Supplied data:

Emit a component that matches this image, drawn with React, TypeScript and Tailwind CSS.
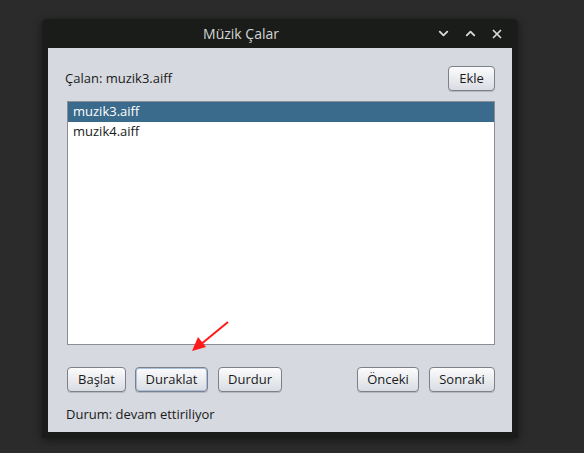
import { ChevronDown, ChevronUp, X } from "lucide-react";

const btn =
  "h-[25px] rounded-[4px] border border-[#7c8188] bg-gradient-to-b from-[#fcfcfd] to-[#d9dce2] text-[13px] text-[#1a1a1a] shadow-[0_1px_0_rgba(0,0,0,0.15)] flex items-center justify-center";

export default function App() {
  const songs = ["muzik3.aiff", "muzik4.aiff"];
  const selected = 0;

  return (
    <div
      className="w-[584px] h-[453px] bg-[#2b2b2b] pt-[19px] pl-[42px] relative"
      style={{ fontFamily: '"Open Sans", "Noto Sans", sans-serif' }}
    >
      <div className="w-[476px] h-[419px] bg-[#1a1c1a] rounded-t-[5px] shadow-[0_2px_8px_rgba(0,0,0,0.5)] flex flex-col px-[6px] pb-[6px]">
        {/* title bar */}
        <div className="h-[29px] flex items-center relative">
          <div className="flex-1 text-center text-[14px] text-[#d4d4d4] pr-[78px]">Müzik Çalar</div>
          <div className="absolute right-[8px] top-0 h-full flex items-center gap-[12px] text-[#d8d8d8]">
            <ChevronDown size={15} strokeWidth={3} />
            <ChevronUp size={15} strokeWidth={3} />
            <X size={14} strokeWidth={3} />
          </div>
        </div>

        {/* content */}
        <div className="flex-1 bg-[#d6d9df] pl-[19px] pr-[17px] pt-[18px] flex flex-col text-[13px] text-[#1a1a1a]">
          <div className="flex items-center justify-between h-[25px]">
            <span className="-ml-[2px]">Çalan: muzik3.aiff</span>
            <button className={btn + " w-[47px]"}>Ekle</button>
          </div>

          <div className="mt-[10px] h-[244px] bg-white border border-[#8a8f96]">
            {songs.map((s, i) => (
              <div
                key={s}
                className={
                  "h-[20px] flex items-center px-[5px] " +
                  (i === selected ? "bg-[#3a6a8c] text-white" : "text-[#1a1a1a]")
                }
              >
                {s}
              </div>
            ))}
          </div>

          <div className="mt-[22px] flex items-center">
            <button className={btn + " w-[59px]"}>Başlat</button>
            <button
              className={
                btn +
                " w-[73px] ml-[9px] border-[#6f93c2] shadow-[inset_0_0_0_1px_#a9c1de,0_1px_0_rgba(0,0,0,0.15)]"
              }
            >
              Duraklat
            </button>
            <button className={btn + " w-[64px] ml-[10px]"}>Durdur</button>
            <button className={btn + " w-[62px] ml-auto"}>Önceki</button>
            <button className={btn + " w-[66px] ml-[10px]"}>Sonraki</button>
          </div>

          <div className="mt-[13px] -ml-[1px]">Durum: devam ettiriliyor</div>
        </div>
      </div>

      {/* annotation arrow */}
      <svg className="absolute left-0 top-0" width="584" height="453">
        <line x1="228" y1="322" x2="200" y2="345" stroke="#ff1a1a" strokeWidth="2" />
        <polygon points="192,351 198,337 206,347" fill="#ff1a1a" />
      </svg>
    </div>
  );
}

Objective: The lines from the start of the data through the line that contains "const selected = 0;" are to be returned exactly, please, with both ends included and every picture left out.

Solution to the problem:
Emit a component that matches this image, drawn with React, TypeScript and Tailwind CSS.
import { ChevronDown, ChevronUp, X } from "lucide-react";

const btn =
  "h-[25px] rounded-[4px] border border-[#7c8188] bg-gradient-to-b from-[#fcfcfd] to-[#d9dce2] text-[13px] text-[#1a1a1a] shadow-[0_1px_0_rgba(0,0,0,0.15)] flex items-center justify-center";

export default function App() {
  const songs = ["muzik3.aiff", "muzik4.aiff"];
  const selected = 0;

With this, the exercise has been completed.